I'll start with the setup: let $M$ be a smooth submanifold of $N$ and let $F:M\times(-\epsilon,\epsilon)\to N$ be a local variation with compact support. For small enough $t$ we have that $\Phi_t(\cdot):=F(\cdot,t)$ is a diffeomorphism from $M\to M_t\subseteq N$. Now let $\{e_1,\dots,e_m\}$ be an orthonormal frame on $M$. Using this diffeomorphism we can write $$\vol(M_t)=\int_{M}\left\langle\Phi_{t*}e_1\wedge\cdots\wedge\Phi_{t*}e_m,\Phi_{t*}e_1\wedge\cdots\wedge\Phi_{t*}e_m\right\rangle^{\frac{1}{2}}\eta_{M},$$ where $\langle{\cdot,\cdot}\rangle$ is the induced inner product on $\bigwedge^m(TN)$, that is $\langle{v_1\wedge\cdots\wedge v_m,w_1\wedge\cdots\wedge w_m}\rangle=\det(\langle{v_i,w_j}\rangle)$, and $\eta_M$ denotes the Riemannian volume form on $M$.

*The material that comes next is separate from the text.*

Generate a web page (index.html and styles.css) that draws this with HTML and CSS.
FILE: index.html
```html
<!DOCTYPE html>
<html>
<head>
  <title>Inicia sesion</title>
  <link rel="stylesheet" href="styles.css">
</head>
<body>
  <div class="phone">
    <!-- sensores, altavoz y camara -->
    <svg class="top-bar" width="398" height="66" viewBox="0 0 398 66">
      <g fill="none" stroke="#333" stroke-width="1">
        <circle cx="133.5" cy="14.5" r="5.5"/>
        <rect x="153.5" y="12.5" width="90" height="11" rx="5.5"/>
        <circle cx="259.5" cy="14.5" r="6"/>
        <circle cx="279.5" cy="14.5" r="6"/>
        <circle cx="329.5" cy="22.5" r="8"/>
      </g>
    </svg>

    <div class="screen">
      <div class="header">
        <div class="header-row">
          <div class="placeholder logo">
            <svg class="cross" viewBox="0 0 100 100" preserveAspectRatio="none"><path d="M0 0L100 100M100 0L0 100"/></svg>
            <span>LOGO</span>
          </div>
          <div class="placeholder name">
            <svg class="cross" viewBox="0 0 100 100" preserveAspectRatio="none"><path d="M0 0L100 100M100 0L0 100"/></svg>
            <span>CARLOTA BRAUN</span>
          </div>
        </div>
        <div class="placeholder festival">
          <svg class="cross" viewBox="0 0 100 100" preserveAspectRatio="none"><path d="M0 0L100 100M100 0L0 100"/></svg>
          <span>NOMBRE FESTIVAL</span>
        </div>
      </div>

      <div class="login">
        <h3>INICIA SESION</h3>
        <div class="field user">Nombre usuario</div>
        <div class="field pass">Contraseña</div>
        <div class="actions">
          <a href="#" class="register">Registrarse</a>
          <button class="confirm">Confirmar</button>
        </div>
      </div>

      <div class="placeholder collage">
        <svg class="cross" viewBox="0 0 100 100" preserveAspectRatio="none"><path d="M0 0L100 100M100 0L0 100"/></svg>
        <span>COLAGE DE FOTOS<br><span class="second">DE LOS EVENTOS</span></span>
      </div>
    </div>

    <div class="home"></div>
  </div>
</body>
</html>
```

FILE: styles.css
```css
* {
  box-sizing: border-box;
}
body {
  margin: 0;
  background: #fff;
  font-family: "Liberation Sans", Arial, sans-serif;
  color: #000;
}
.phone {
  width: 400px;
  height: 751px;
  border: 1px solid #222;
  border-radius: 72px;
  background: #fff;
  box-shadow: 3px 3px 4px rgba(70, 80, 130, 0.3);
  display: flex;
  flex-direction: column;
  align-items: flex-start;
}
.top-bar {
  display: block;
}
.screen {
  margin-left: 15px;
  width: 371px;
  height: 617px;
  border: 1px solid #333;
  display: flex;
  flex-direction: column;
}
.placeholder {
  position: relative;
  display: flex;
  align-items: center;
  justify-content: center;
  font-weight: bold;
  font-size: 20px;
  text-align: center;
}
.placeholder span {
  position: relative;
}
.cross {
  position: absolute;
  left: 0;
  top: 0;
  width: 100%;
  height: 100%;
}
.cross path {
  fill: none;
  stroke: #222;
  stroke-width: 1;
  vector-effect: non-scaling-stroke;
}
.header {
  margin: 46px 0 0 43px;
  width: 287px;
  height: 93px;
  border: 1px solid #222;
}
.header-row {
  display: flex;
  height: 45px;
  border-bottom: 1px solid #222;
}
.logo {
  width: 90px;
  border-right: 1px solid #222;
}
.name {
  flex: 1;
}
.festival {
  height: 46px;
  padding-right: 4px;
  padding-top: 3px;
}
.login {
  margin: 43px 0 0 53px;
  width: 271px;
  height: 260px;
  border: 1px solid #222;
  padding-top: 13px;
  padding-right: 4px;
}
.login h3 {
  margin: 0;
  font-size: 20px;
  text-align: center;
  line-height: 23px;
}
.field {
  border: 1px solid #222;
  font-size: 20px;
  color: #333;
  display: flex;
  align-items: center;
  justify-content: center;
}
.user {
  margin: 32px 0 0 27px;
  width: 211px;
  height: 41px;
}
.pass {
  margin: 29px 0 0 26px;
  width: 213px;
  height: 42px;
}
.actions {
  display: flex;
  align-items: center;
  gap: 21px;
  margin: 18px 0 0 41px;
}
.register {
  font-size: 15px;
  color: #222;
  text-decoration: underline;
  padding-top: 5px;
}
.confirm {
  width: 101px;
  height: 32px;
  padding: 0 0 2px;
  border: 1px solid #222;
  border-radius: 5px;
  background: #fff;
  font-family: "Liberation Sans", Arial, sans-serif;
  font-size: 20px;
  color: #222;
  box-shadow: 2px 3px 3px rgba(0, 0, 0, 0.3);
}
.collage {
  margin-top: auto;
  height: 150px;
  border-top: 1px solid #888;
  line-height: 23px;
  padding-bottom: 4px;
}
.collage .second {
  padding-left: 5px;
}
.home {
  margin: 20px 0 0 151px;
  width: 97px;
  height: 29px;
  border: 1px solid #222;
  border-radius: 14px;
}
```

Then we differentiate this with respect to $t$ to find that $$ \left.\frac{d}{dt}\vol(M_t)\right|_{t=0}=\left.\sum_{i=1}^{m}\int_{M}\frac{\left\langle\Phi_{t*}e_1\wedge\frac{\partial}{\partial t}\Phi_{t*}e_i\wedge\cdots\wedge\Phi_{t*}e_m,\Phi_{t*}e_1\wedge\cdots\wedge\Phi_{t*}e_m\right\rangle}{\|\Phi_{t*}e_1\wedge\cdots\wedge\Phi_{t*}e_m\|}\eta_M\right|_{t=0}$$
- My first question is about the notation $\frac{\partial}{\partial t}\Phi_{t*}e_i$. Should I interpret this as follows: Let $\gamma:(-\epsilon,\epsilon)\to TN$ be given by $\gamma(t)=\Phi_{t*}e_i\in T_{\Phi_{t}(p)}M$. Then does $\frac{\partial}{\partial t}\Phi_{t*}e_i$ simply mean $d\gamma\left(\frac{\partial}{\partial t}\right)$, where we naturally identify $T(T_qN)\cong T_qN$?

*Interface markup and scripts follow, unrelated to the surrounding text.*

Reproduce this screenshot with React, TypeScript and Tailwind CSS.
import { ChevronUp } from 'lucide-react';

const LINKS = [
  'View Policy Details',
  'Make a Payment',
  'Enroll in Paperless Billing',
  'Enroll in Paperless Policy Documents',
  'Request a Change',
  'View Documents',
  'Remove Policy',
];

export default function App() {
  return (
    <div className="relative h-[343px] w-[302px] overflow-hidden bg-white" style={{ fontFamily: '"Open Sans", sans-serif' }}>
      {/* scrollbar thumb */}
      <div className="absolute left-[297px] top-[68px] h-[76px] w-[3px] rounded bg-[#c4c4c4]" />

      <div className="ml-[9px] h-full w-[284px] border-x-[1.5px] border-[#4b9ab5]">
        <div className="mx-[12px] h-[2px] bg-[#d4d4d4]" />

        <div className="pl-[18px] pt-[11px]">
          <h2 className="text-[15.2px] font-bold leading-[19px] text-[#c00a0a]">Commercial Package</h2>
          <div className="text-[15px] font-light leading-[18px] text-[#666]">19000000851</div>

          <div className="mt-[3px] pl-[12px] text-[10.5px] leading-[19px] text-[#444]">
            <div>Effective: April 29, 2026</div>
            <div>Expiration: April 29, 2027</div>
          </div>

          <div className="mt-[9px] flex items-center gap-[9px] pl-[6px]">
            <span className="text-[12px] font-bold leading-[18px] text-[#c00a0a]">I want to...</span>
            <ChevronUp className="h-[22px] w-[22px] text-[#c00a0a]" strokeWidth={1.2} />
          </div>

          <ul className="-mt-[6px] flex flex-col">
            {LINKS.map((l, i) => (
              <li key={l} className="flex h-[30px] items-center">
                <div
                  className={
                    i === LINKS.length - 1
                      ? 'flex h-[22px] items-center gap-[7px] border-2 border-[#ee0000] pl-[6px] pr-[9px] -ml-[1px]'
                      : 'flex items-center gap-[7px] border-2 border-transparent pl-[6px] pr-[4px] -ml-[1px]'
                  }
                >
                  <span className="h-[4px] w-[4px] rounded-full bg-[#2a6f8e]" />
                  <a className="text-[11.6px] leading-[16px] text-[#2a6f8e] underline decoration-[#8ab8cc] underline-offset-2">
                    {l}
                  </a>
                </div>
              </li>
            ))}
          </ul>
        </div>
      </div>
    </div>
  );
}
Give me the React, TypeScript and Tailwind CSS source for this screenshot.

He goes on consider the vector field $X:=\left.\frac{\partial}{\partial t}\Phi_{t}\right|_{t=0}$. I'm assuming the interpretation of this vector field is the same as before.
My main confusion is with this next part:
To compute $\frac{\partial}{\partial t}\Phi_{t*}e_i$ at $t=0$ we consider a curve $c_i(s)$ in $M$ with $c_i(0)=p$ and $c_i'(0)=e_i$ and let $c_i(s,t):=\Phi_t(c_i(s))$. Then $$\left.\Phi_{t*}e_i=\frac{\partial}{\partial s}c_i(s,t)\right|_{s=0}.$$
- How do I justify this? It definitely lives in the right tangent space since $c_i(0,t)=\Phi_t(p)$, but why does this coincide with the pushforward $d\Phi_t(e_i)$. I'm probably missing something pretty fundamental.

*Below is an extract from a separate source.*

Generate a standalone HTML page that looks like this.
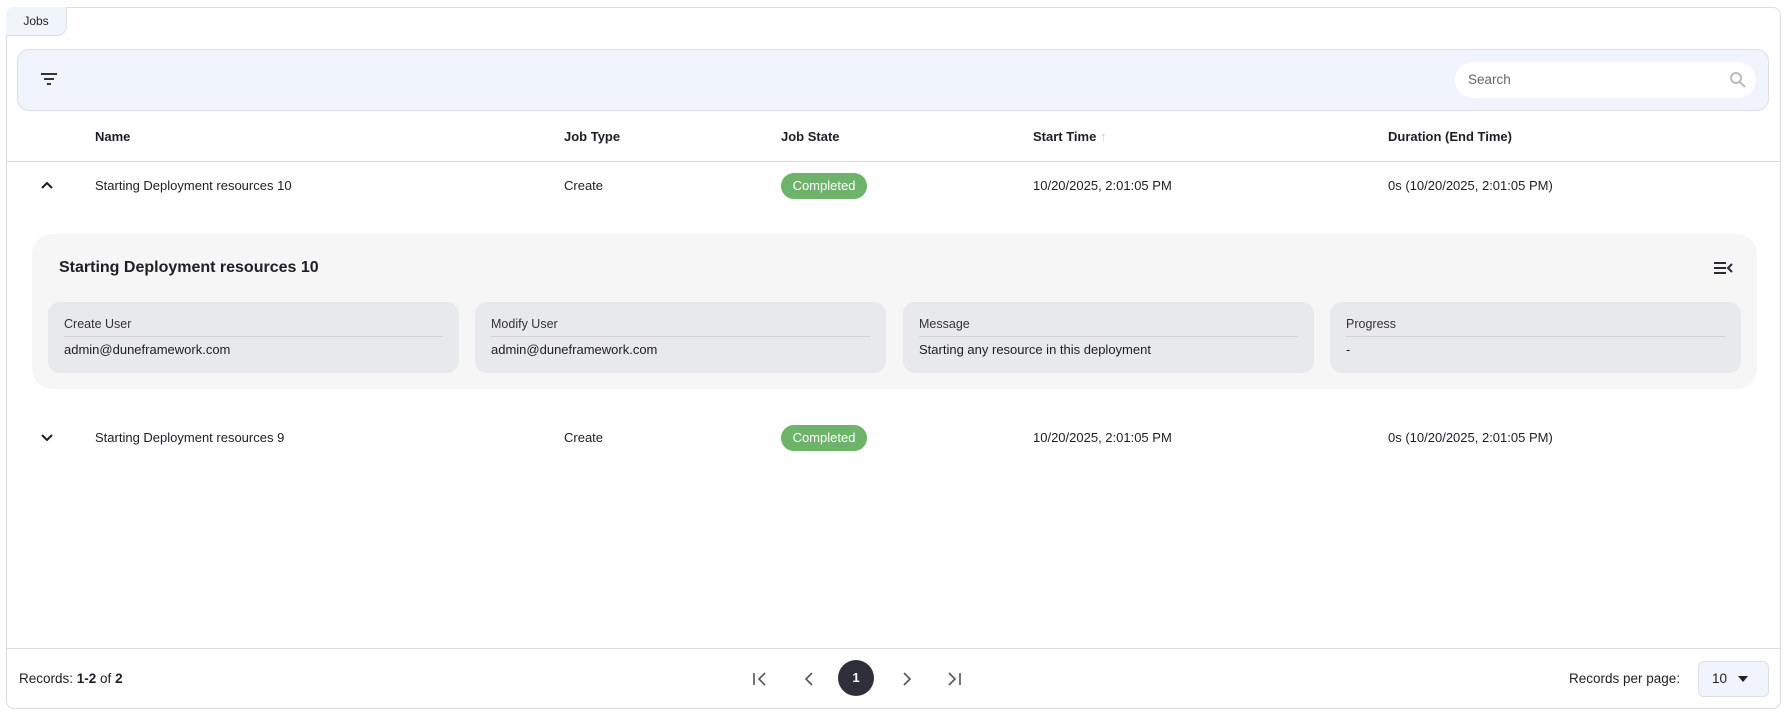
<!DOCTYPE html>
<html><head><style>
*{box-sizing:border-box;margin:0;padding:0}
body{width:1787px;height:713px;background:#fff;font-family:"Liberation Sans",sans-serif;color:#1e1e24;font-size:13px;position:relative;overflow:hidden}
.a{position:absolute;white-space:nowrap}
.h{font-weight:bold;font-size:13px}
.card{position:absolute;top:302px;width:411px;height:71px;background:#e8e9ec;border-radius:12px}
.card .l{position:absolute;left:16px;top:15px;font-size:12.5px;color:#333}
.card .ln{position:absolute;left:16px;right:16px;top:34px;border-top:1px solid #d3d4d8}
.card .v{position:absolute;left:16px;top:40px;font-size:13px}
.badge{position:absolute;width:86px;height:26px;border-radius:13px;background:#6db36a;color:#fff;font-size:13px;text-align:center;line-height:26px}
</style></head><body>
<div class="a" style="left:6px;top:7px;width:1775px;height:702px;border:1px solid #dcdde0;border-radius:8px"></div>
<div class="a" style="left:6px;top:7px;width:61px;height:29px;background:#f0f4fb;border:1px solid #dcdde0;border-top:none;border-left:none;border-radius:8px 0 10px 0;font-size:12px;line-height:28px;text-align:center">Jobs</div>
<div class="a" style="left:17px;top:49px;width:1752px;height:62px;background:#f0f4fc;border:1px solid #dcdfe6;border-radius:12px"></div>
<svg class="a" style="left:39px;top:71px" width="20" height="16" viewBox="0 0 20 16"><path d="M2 3h16M5 8h10M8 13h4" stroke="#333" stroke-width="2"/></svg>
<div class="a" style="left:1455px;top:62px;width:301px;height:36px;background:#fff;border-radius:18px"></div>
<div class="a" style="left:1468px;top:72px;font-size:13.5px;color:#666">Search</div>
<svg class="a" style="left:1729px;top:71px" width="18" height="18" viewBox="0 0 18 18"><circle cx="7" cy="7" r="5" fill="none" stroke="#bbb" stroke-width="2"/><path d="M11 11l5 5" stroke="#bbb" stroke-width="2"/></svg>
<div class="a h" style="left:95px;top:129px">Name</div>
<div class="a h" style="left:564px;top:129px">Job Type</div>
<div class="a h" style="left:781px;top:129px">Job State</div>
<div class="a h" style="left:1033px;top:129px">Start Time <span style="color:#ccc;font-weight:normal">↑</span></div>
<div class="a h" style="left:1388px;top:129px">Duration (End Time)</div>
<div class="a" style="left:6px;top:161px;width:1775px;border-top:1px solid #dcdde0"></div>
<svg class="a" style="left:40px;top:180px" width="14" height="10" viewBox="0 0 14 10"><path d="M2 8l5-5 5 5" fill="none" stroke="#1e1e24" stroke-width="2"/></svg>
<div class="a" style="left:95px;top:178px">Starting Deployment resources 10</div>
<div class="a" style="left:564px;top:178px">Create</div>
<div class="badge" style="left:781px;top:173px">Completed</div>
<div class="a" style="left:1033px;top:178px">10/20/2025, 2:01:05 PM</div>
<div class="a" style="left:1388px;top:178px">0s (10/20/2025, 2:01:05 PM)</div>
<div class="a" style="left:32px;top:234px;width:1725px;height:155px;background:#f6f6f7;border-radius:20px"></div>
<div class="a" style="left:59px;top:259px;font-size:16px;font-weight:bold">Starting Deployment resources 10</div>
<svg class="a" style="left:1713px;top:260px" width="20" height="16" viewBox="0 0 20 16"><path d="M1 3h12M1 8h12M1 13h12M19 4l-4 4 4 4" fill="none" stroke="#2a2a35" stroke-width="2"/></svg>
<div class="card" style="left:48px"><div class="l">Create User</div><div class="ln"></div><div class="v">admin@duneframework.com</div></div>
<div class="card" style="left:475px"><div class="l">Modify User</div><div class="ln"></div><div class="v">admin@duneframework.com</div></div>
<div class="card" style="left:903px"><div class="l">Message</div><div class="ln"></div><div class="v">Starting any resource in this deployment</div></div>
<div class="card" style="left:1330px"><div class="l">Progress</div><div class="ln"></div><div class="v">-</div></div>
<svg class="a" style="left:40px;top:433px" width="14" height="10" viewBox="0 0 14 10"><path d="M2 2l5 5 5-5" fill="none" stroke="#1e1e24" stroke-width="2"/></svg>
<div class="a" style="left:95px;top:430px">Starting Deployment resources 9</div>
<div class="a" style="left:564px;top:430px">Create</div>
<div class="badge" style="left:781px;top:425px">Completed</div>
<div class="a" style="left:1033px;top:430px">10/20/2025, 2:01:05 PM</div>
<div class="a" style="left:1388px;top:430px">0s (10/20/2025, 2:01:05 PM)</div>
<div class="a" style="left:6px;top:648px;width:1775px;border-top:1px solid #dcdde0"></div>
<div class="a" style="left:19px;top:671px;font-size:13.5px">Records: <b>1-2</b> of <b>2</b></div>
<svg class="a" style="left:752px;top:670px" width="220" height="18" viewBox="0 0 220 18"><path d="M2 3v12M13 3l-6 6 6 6M60 3l-6 6 6 6M152 3l6 6-6 6M197 3l6 6-6 6M208 3v12" fill="none" stroke="#555" stroke-width="1.6"/></svg>
<div class="a" style="left:838px;top:660px;width:36px;height:36px;border-radius:50%;background:#2f2f3a;color:#fff;font-weight:bold;font-size:13px;text-align:center;line-height:36px">1</div>
<div class="a" style="left:1569px;top:671px;font-size:13.5px">Records per page:</div>
<div class="a" style="left:1698px;top:661px;width:71px;height:36px;background:#f0f4fc;border:1px solid #dcdfe6;border-radius:6px"></div>
<div class="a" style="left:1712px;top:671px;font-size:13.5px">10</div>
<svg class="a" style="left:1737px;top:675px" width="12" height="8" viewBox="0 0 12 8"><path d="M1 1h10L6 7z" fill="#222"/></svg>
</body></html>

Carrying on with the computations we have $$\left.\frac{\partial}{\partial t}\Phi_{t*}e_i\right|_{t=0}=\left.\frac{\partial}{\partial t}\frac{\partial}{\partial s}c_i(s,t)\right|_{s=t=0}=\left.\frac{\partial}{\partial s}\frac{\partial}{\partial t}c_i(s,t)\right|_{s=t=0}=\left.\nabla^N_{\frac{\partial}{\partial s}}X\right|_{s=0} =\nabla^N_{e_i}X, $$ where $\nabla^N$ is the Levi-Civita connection on $N$.
- My question is why do the partial derivatives commute in this case? Again, how should these mixed partials be understood, and what justifies this computation? Even intuitively, it doesn't make sense to me that they should.